SET TASK: Take the listing from its first line through the line that contains "border border-t-[#808080] border-l-[#808080]" and please retype those lines exactly, leaving out the pictures.

SOURCE DATA:
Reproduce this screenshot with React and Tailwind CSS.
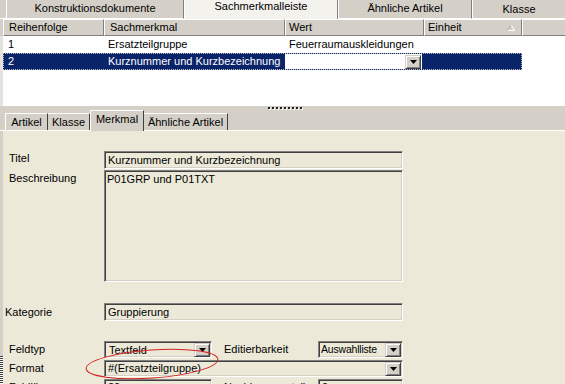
import React from "react";

const sunken =
  "box-border border border-t-[#808080] border-l-[#808080] border-b-white border-r-white shadow-[inset_1px_1px_0_#404040,inset_-1px_-1px_0_#d4d0c8]";

function DropBtn() {
  return (
    <div className="w-[16px] h-[14px] box-border bg-[#d4d0c8] border border-t-[#d4d0c8] border-l-[#d4d0c8] border-r-[#404040] border-b-[#404040] shadow-[inset_1px_1px_0_#ffffff,inset_-1px_-1px_0_#808080] flex items-center justify-center shrink-0">
      <svg width="7" height="4" viewBox="0 0 7 4">
        <path d="M0 0h7L3.5 4z" fill="#000" />
      </svg>
    </div>
  );
}

export default function App() {
  return (
    <div className="relative w-[565px] h-[384px] overflow-hidden bg-[#d4d0c8] text-[11px] leading-[13px] text-black font-['Liberation_Sans',Arial,sans-serif] flex flex-col">
      {/* top tabs */}
      <div className="flex h-[19px] shrink-0">
        <div className="w-[6px] h-[19px] box-border border-b border-b-white" />
        <div className="w-[178px] h-[19px] box-border border-l border-l-white border-r border-r-[#808080] border-b border-b-white flex items-start justify-center pt-[2px]">
          Konstruktionsdokumente
        </div>
        <div className="w-[154px] h-[19px] box-border bg-[#f3f2ed] border-l border-l-white border-r border-r-[#808080] flex items-start justify-center pt-0">
          Sachmerkmalleiste
        </div>
        <div className="w-[134px] h-[19px] box-border border-l border-l-white border-r border-r-[#808080] border-b border-b-white flex items-start justify-center pt-[2px]">
          Ähnliche Artikel
        </div>
        <div className="flex-1 h-[19px] box-border border-l border-l-white border-b border-b-white flex items-start justify-center pt-[3px]">
          Klasse
        </div>
      </div>

      {/* grid header */}
      <div className="flex h-[17px] shrink-0">
        <div className="w-[3px]" />
        <div className="w-[101px] box-border border-t border-t-white border-l border-l-white border-r border-r-[#808080] border-b border-b-[#808080] flex items-center pl-[5px]">
          Reihenfolge
        </div>
        <div className="w-[181px] box-border border-t border-t-white border-l border-l-white border-r border-r-[#808080] border-b border-b-[#808080] flex items-center pl-[5px]">
          Sachmerkmal
        </div>
        <div className="w-[139px] box-border border-t border-t-white border-l border-l-white border-r border-r-[#808080] border-b border-b-[#808080] flex items-center pl-[3px]">
          Wert
        </div>
        <div className="w-[98px] box-border border-t border-t-white border-l border-l-white border-r border-r-[#808080] border-b border-b-[#808080] flex items-center pl-[3px] pr-[6px] justify-between">
          <span>Einheit</span>
          <svg width="8" height="7" viewBox="0 0 8 7">
            <path d="M4 0.5L7.5 6.5H0.5z" fill="none" stroke="#ffffff" strokeWidth="1" />
            <path d="M4 0.5L0.5 6.5" fill="none" stroke="#a0a0a0" strokeWidth="1" />
          </svg>
        </div>
        <div className="w-[43px] box-border border-t border-t-white border-l border-l-white border-b border-b-[#808080]" />
      </div>

      {/* grid body */}
      <div className="flex h-[70px] shrink-0">
        <div className="w-[3px] bg-[#e4e2dc]" />
        <div className="flex-1 bg-white flex flex-col">
          <div className="flex h-[17px] items-center">
            <div className="w-[101px] pl-[5px]">1</div>
            <div className="w-[181px] pl-[4px]">Ersatzteilgruppe</div>
            <div className="w-[139px] pl-[4px]">Feuerraumauskleidungen</div>
          </div>
          <div className="flex h-[17px] w-[519px] bg-[#0a246a] text-white items-center outline-1 outline-dotted outline-[#c0c0c0] -outline-offset-1">
            <div className="w-[101px] pl-[5px]">2</div>
            <div className="w-[181px] pl-[4px]">Kurznummer und Kurzbezeichnung</div>
            <div className="w-[137px] h-[15px] bg-white flex items-center justify-end pr-[1px]">
              <DropBtn />
            </div>
          </div>
        </div>
      </div>

      {/* splitter + lower tabs */}
      <div className="h-[4px] shrink-0 flex items-start pl-[268px] pt-[1px] gap-[2px]">
        {Array.from({ length: 9 }).map((_, i) => (
          <div key={i} className="w-[2px] h-[2px] bg-[#202020] shadow-[1px_1px_0_#ffffff]" />
        ))}
      </div>
      <div className="h-[20px] shrink-0 flex items-end pl-[5px] relative z-10">
        <div className="w-[43px] h-[17px] box-border border-t border-t-white border-l border-l-white border-r border-r-[#404040] flex items-center justify-center">
          Artikel
        </div>
        <div className="w-[42px] h-[17px] box-border border-t border-t-white border-r border-r-[#404040] flex items-center justify-center">
          Klasse
        </div>
        <div className="w-[54px] h-[21px] -mb-[1px] box-border bg-[#d4d0c8] border-t border-t-white border-l border-l-white border-r border-r-[#404040] flex items-start justify-center pt-[2px]">
          Merkmal
        </div>
        <div className="w-[84px] h-[17px] box-border border-t border-t-white border-r border-r-[#404040] flex items-center justify-center">
          Ähnliche Artikel
        </div>
      </div>

      {/* panel */}
      <div className="flex-1 flex border-t border-t-white">
        <div className="w-[3px] bg-[#d4d0c8] flex flex-col justify-end">
          <div className="h-[40px] w-[3px] bg-[repeating-linear-gradient(to_bottom,#404040_0_1px,#ffffff_1px_2px)]" />
        </div>
        <div className="flex-1 bg-[#ece9d8] flex flex-col pt-[20px]">
          {/* Titel */}
          <div className="flex items-start">
            <div className="w-[101px] pl-[6px] pt-[1px]">Titel</div>
            <div className={`${sunken} w-[299px] h-[18px] flex items-center pl-[3px]`}>
              Kurznummer und Kurzbezeichnung
            </div>
          </div>
          {/* Beschreibung */}
          <div className="flex items-start mt-[1px]">
            <div className="w-[101px] pl-[6px] pt-[2px]">Beschreibung</div>
            <div className={`${sunken} w-[299px] h-[112px] pl-[2px] pt-[2px]`}>
              P01GRP und P01TXT
            </div>
          </div>
          {/* Kategorie */}
          <div className="flex items-center mt-[21px]">
            <div className="w-[101px] pl-[2px]">Kategorie</div>
            <div className={`${sunken} w-[299px] h-[18px] flex items-center pl-[3px]`}>
              Gruppierung
            </div>
          </div>
          {/* Feldtyp */}
          <div className="flex items-center mt-[20px]">
            <div className="w-[101px] pl-[6px]">Feldtyp</div>
            <div className={`${sunken} w-[108px] h-[17px] flex items-center justify-between pl-[4px] pr-[1px]`}>
              <span className="pt-[2px]">Textfeld</span>
              <DropBtn />
            </div>
            <div className="w-[106px] pl-[12px]">Editierbarkeit</div>
            <div className={`${sunken} w-[85px] h-[17px] flex items-center justify-between pl-[2px] pr-[1px]`}>
              <span className="min-w-0 overflow-hidden whitespace-nowrap text-[10.5px] tracking-[-0.2px]">Auswahlliste</span>
              <DropBtn />
            </div>
          </div>
          {/* Format */}
          <div className="flex items-center mt-[2px]">
            <div className="w-[101px] pl-[6px]">Format</div>
            <div className={`${sunken} w-[299px] h-[17px] flex items-center justify-between pl-[3px] pr-[1px]`}>
              <span>#(Ersatzteilgruppe)</span>
              <DropBtn />
            </div>
          </div>
          {/* Feldlänge */}
          <div className="flex items-start mt-[2px]">
            <div className="w-[101px] pl-[6px] pt-[2px]">Feldlänge</div>
            <div className={`${sunken} w-[108px] h-[17px] flex items-center pl-[3px]`}>
              30
            </div>
            <div className="w-[106px] pl-[12px] pt-[2px]">Nachkommastellen</div>
            <div className={`${sunken} w-[85px] h-[17px] flex items-center pl-[3px]`}>
              0
            </div>
          </div>
        </div>
      </div>

      {/* red annotation ellipse */}
      <svg className="absolute inset-0 pointer-events-none z-20" width="565" height="384" viewBox="0 0 565 384">
        <ellipse cx="152" cy="364" rx="66" ry="14" fill="none" stroke="#d42020" strokeWidth="1" transform="rotate(-4 152 364)" />
      </svg>
    </div>
  );
}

RESULT FOR THIS EXERCISE:
Reproduce this screenshot with React and Tailwind CSS.
import React from "react";

const sunken =
  "box-border border border-t-[#808080] border-l-[#808080] border-b-white border-r-white shadow-[inset_1px_1px_0_#404040,inset_-1px_-1px_0_#d4d0c8]";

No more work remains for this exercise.